:: SOURCE DATA ::

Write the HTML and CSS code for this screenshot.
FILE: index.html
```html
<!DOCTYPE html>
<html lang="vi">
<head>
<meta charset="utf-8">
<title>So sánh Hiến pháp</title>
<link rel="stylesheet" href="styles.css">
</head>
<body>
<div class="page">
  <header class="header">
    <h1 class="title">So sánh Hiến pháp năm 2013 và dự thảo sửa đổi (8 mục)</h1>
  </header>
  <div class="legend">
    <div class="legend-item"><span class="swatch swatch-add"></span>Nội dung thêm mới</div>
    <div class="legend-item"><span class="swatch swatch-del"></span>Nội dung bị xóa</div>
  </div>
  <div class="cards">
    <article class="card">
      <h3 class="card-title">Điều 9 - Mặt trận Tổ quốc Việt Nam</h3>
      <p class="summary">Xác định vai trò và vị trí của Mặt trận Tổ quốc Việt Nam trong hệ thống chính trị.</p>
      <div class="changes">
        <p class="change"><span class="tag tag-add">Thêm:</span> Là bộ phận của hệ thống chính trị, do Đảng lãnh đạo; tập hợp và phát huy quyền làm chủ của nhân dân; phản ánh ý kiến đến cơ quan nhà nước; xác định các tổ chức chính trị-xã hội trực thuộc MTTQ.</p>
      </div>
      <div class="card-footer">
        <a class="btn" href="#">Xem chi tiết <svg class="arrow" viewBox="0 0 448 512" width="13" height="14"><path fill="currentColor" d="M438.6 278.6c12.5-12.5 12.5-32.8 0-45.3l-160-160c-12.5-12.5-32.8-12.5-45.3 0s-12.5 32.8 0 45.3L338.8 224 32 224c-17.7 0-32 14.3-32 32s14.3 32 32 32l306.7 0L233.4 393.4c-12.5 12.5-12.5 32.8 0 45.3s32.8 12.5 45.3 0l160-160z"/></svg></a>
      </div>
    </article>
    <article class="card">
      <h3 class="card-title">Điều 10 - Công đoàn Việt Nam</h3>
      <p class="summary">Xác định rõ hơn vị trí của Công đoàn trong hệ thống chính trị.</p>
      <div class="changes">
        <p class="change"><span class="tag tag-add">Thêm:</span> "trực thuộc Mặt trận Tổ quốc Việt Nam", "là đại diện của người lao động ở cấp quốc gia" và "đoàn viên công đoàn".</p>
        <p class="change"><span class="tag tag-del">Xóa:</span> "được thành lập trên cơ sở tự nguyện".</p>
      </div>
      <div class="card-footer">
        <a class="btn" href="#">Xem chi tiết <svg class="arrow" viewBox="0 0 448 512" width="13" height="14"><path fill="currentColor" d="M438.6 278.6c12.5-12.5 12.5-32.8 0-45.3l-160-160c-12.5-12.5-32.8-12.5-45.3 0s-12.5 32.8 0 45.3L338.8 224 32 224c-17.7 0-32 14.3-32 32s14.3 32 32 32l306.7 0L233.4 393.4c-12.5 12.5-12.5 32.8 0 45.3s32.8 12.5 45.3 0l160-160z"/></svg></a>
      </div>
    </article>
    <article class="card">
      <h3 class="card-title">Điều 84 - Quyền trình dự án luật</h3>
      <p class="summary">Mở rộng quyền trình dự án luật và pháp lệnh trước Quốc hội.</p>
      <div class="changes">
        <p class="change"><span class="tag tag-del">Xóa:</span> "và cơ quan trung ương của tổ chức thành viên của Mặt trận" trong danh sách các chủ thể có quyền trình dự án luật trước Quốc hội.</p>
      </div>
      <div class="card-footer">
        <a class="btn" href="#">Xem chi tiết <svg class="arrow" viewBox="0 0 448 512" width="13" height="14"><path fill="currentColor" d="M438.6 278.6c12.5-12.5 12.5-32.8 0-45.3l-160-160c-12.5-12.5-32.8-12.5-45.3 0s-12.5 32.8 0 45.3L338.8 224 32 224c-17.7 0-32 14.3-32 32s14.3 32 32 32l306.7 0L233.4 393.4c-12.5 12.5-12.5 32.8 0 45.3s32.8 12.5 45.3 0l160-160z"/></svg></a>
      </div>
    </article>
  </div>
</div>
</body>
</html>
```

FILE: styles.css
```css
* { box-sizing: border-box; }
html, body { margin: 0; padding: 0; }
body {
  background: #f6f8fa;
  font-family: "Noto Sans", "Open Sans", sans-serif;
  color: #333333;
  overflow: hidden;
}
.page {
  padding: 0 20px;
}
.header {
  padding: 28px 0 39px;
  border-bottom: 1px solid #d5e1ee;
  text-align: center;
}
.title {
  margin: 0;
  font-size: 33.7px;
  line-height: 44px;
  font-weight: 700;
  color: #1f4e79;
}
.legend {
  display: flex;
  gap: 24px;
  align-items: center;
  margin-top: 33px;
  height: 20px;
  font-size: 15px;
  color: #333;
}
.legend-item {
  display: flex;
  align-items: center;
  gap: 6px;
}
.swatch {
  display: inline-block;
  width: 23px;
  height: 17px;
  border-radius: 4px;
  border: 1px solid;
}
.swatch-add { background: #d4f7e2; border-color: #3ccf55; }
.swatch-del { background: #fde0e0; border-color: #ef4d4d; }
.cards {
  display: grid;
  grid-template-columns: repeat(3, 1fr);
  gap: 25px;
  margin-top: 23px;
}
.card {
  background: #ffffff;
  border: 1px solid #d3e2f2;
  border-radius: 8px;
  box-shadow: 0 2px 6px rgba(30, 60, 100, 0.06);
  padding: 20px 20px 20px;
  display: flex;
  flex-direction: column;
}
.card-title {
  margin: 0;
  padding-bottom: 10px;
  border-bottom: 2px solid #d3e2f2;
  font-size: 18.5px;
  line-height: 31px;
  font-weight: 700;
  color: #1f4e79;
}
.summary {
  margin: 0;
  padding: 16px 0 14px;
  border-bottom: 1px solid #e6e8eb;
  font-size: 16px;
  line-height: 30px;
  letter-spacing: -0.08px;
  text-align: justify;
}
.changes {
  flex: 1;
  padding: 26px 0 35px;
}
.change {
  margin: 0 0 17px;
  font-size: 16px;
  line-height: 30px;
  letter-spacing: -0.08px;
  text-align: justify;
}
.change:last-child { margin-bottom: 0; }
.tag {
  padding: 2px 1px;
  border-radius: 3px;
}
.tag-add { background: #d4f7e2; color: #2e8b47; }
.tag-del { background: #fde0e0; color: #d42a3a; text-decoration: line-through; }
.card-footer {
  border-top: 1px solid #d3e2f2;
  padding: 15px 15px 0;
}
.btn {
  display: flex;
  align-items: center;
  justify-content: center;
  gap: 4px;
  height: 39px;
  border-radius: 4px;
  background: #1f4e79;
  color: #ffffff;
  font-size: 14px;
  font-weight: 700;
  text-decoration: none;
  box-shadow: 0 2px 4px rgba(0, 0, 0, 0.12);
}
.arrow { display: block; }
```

:::
:: SOURCE DATA ::

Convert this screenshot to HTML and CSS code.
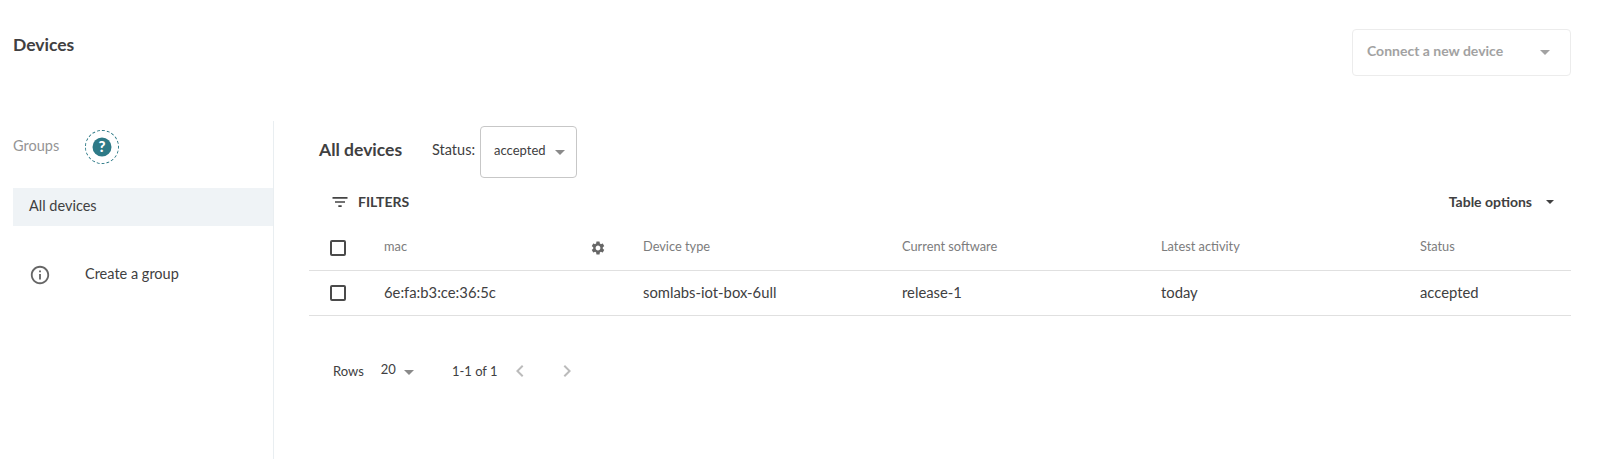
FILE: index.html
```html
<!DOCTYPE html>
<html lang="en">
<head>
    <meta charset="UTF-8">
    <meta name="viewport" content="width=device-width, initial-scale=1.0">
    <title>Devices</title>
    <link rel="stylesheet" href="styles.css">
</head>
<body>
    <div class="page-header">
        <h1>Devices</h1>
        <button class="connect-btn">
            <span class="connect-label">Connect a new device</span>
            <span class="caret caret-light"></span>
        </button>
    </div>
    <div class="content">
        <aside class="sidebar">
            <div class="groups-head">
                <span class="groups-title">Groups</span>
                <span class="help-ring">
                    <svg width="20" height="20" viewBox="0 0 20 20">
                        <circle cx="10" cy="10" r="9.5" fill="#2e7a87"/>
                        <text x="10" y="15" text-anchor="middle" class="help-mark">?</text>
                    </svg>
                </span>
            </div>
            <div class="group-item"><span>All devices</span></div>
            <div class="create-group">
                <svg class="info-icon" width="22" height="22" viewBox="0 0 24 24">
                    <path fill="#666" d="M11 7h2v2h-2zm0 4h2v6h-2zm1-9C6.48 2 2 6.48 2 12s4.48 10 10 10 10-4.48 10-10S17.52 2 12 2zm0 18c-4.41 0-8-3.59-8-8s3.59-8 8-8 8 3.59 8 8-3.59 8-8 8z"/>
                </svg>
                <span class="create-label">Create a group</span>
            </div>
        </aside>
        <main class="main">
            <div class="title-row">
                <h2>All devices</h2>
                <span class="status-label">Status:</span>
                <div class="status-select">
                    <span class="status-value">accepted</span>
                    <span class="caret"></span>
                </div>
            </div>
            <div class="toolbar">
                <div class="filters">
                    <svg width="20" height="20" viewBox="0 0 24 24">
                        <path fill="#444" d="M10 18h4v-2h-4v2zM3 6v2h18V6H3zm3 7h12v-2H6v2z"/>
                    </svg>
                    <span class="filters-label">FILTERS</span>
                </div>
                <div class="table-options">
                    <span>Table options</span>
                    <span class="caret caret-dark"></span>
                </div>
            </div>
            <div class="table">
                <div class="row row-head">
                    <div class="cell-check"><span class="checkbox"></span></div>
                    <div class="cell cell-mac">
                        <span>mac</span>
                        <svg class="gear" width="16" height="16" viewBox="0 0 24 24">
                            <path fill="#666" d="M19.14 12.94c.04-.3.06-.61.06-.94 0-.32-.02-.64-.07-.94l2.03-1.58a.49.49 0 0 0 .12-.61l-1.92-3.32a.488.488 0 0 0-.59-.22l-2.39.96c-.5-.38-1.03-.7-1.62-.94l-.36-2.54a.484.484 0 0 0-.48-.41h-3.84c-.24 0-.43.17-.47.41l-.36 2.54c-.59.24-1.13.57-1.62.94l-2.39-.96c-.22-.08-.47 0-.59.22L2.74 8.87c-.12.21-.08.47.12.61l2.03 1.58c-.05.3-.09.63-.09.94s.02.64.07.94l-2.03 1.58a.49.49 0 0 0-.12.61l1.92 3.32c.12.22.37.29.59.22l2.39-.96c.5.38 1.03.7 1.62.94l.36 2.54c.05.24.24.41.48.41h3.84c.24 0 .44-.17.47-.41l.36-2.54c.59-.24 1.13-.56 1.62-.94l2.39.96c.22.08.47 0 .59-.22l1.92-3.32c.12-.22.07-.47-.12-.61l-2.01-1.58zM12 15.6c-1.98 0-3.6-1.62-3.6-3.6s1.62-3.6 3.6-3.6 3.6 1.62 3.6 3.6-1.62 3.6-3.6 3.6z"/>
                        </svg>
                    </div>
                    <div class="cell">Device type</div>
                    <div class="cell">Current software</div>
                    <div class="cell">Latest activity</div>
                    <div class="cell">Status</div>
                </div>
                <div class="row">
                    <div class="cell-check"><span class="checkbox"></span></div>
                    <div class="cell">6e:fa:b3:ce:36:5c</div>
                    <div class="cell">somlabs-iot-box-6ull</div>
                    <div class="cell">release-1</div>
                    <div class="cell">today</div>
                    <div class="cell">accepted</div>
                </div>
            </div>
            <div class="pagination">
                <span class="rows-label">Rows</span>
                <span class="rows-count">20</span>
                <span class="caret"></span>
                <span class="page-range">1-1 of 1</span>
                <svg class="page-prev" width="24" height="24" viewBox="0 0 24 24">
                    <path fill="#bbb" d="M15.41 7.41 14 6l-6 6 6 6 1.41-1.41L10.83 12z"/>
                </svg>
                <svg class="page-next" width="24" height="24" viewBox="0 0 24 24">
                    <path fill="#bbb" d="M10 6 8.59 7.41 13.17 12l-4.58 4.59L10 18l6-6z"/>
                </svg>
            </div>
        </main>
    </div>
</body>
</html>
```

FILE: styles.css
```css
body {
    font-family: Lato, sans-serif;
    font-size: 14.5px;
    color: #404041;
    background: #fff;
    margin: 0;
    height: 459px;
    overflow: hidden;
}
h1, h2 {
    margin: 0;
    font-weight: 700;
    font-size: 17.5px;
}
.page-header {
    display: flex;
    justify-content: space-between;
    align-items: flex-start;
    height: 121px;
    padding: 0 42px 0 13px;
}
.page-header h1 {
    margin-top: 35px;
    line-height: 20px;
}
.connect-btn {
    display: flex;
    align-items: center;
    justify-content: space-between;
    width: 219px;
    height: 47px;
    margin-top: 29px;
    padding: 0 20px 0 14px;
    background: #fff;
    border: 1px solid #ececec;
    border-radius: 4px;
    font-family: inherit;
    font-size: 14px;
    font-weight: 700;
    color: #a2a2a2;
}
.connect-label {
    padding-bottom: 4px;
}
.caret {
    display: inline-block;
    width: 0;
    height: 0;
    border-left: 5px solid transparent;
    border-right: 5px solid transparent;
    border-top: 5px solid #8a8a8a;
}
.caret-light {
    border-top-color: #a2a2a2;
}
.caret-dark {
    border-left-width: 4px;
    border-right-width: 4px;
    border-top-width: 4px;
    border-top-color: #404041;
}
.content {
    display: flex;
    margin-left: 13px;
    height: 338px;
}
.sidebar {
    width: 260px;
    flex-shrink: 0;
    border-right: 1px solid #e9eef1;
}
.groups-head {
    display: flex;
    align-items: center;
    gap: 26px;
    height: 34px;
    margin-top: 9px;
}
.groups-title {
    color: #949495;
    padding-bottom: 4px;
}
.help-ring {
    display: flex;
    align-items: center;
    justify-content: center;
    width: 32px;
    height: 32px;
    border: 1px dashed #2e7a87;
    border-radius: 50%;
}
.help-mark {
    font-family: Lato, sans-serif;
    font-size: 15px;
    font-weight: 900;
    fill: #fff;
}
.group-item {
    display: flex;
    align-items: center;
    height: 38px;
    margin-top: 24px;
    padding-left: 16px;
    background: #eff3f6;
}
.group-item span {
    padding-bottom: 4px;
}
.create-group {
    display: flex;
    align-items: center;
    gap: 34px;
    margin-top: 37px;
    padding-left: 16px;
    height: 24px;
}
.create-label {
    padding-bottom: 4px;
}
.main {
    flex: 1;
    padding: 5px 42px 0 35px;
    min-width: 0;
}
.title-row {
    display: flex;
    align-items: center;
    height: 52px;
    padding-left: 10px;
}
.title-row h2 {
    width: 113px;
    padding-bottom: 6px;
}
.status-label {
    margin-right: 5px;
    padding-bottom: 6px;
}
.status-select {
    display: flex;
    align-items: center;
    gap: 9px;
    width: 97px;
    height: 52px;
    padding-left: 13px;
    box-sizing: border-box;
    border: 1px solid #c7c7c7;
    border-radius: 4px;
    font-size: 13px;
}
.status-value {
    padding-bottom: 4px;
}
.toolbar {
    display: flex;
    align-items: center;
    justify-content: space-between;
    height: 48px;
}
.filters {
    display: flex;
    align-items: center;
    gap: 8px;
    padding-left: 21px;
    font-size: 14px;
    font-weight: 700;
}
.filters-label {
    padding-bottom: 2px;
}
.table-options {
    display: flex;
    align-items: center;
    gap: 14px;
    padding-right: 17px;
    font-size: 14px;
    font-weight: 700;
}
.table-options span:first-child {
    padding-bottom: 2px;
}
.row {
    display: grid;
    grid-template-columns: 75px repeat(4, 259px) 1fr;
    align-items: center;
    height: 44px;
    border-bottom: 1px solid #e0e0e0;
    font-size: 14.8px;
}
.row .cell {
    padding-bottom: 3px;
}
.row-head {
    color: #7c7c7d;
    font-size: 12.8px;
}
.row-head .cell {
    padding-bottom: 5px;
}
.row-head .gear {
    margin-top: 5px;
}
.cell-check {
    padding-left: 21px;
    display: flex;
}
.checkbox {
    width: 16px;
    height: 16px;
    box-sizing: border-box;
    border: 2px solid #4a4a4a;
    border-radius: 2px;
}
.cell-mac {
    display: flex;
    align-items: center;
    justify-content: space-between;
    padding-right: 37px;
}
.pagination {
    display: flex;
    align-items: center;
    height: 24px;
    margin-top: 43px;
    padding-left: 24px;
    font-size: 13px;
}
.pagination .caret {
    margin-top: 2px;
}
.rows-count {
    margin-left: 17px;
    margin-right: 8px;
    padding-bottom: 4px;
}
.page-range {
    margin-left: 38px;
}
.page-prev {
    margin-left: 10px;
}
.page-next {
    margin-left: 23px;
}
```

:::
:: SOURCE DATA ::

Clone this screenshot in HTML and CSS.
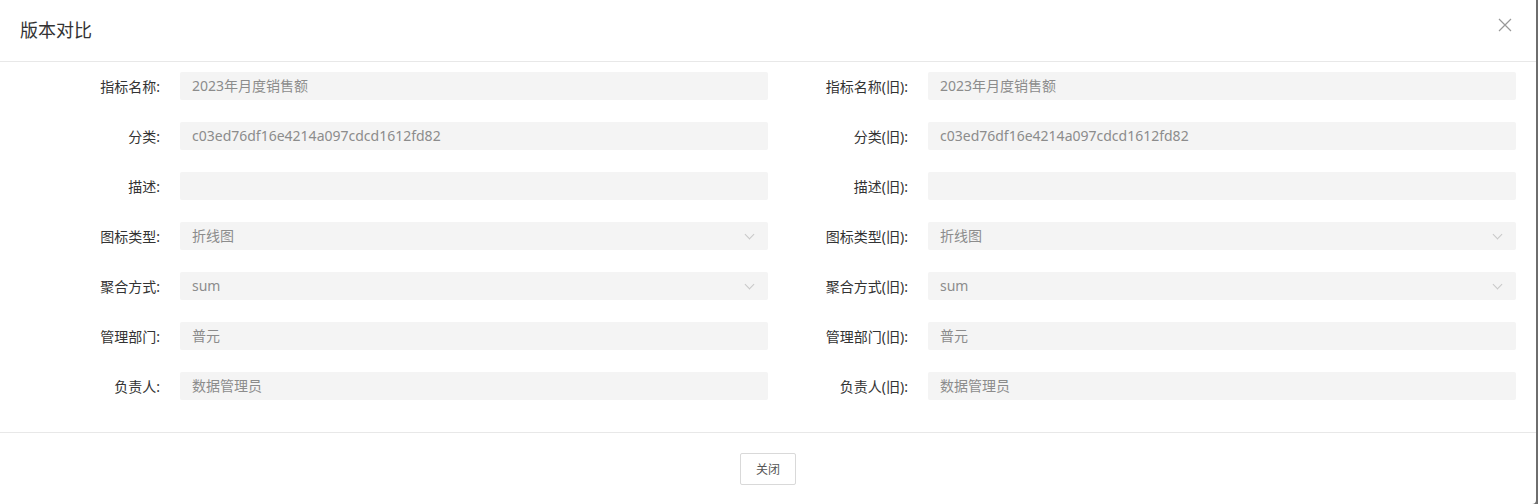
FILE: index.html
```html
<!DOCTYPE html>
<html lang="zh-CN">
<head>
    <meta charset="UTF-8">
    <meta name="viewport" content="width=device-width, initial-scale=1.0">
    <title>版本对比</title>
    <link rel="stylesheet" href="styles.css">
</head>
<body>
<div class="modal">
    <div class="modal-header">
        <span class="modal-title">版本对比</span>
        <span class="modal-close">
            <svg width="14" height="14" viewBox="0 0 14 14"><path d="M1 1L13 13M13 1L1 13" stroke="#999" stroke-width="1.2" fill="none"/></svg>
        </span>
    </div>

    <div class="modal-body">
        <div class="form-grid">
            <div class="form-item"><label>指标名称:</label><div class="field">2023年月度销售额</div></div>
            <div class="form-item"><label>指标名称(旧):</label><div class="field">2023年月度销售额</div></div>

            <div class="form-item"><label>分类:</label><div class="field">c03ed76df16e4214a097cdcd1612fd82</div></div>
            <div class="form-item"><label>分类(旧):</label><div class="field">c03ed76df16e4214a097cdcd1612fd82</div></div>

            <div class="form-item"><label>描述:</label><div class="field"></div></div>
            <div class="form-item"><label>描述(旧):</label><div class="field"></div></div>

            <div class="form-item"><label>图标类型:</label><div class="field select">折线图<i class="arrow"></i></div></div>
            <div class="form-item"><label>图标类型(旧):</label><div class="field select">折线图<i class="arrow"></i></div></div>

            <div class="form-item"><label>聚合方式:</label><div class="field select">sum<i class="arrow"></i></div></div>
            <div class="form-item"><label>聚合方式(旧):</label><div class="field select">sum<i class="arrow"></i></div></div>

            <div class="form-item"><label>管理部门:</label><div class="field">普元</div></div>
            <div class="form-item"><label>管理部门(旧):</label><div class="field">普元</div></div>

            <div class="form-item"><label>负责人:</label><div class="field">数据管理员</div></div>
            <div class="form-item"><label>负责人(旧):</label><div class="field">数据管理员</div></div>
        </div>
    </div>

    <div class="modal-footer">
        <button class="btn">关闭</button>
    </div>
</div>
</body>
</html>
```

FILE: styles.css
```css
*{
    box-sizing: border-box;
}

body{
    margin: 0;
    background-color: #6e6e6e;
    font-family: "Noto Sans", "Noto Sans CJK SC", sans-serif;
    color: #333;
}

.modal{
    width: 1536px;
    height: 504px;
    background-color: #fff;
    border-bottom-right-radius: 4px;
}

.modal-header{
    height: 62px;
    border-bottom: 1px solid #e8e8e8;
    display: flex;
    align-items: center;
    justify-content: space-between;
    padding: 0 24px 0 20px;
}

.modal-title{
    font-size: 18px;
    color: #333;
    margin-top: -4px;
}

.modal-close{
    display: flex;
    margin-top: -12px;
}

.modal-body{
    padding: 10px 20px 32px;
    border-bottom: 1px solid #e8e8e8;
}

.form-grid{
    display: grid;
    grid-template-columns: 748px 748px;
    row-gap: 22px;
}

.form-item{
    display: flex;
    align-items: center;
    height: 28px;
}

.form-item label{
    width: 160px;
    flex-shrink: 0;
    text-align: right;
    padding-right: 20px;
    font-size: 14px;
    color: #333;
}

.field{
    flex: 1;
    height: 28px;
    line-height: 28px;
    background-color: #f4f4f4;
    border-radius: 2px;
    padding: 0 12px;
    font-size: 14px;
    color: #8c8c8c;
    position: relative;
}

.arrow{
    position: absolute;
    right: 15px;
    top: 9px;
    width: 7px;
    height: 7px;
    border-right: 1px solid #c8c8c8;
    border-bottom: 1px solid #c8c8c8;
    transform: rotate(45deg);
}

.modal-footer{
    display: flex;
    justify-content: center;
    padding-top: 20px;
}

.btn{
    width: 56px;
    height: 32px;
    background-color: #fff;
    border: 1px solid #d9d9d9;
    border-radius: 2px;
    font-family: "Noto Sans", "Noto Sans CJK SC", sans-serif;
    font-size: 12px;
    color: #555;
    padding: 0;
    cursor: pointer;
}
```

:::

* PROMPT:
State the number of lines in the records that include "this", and write nothing else.

* FINAL RESULT:
3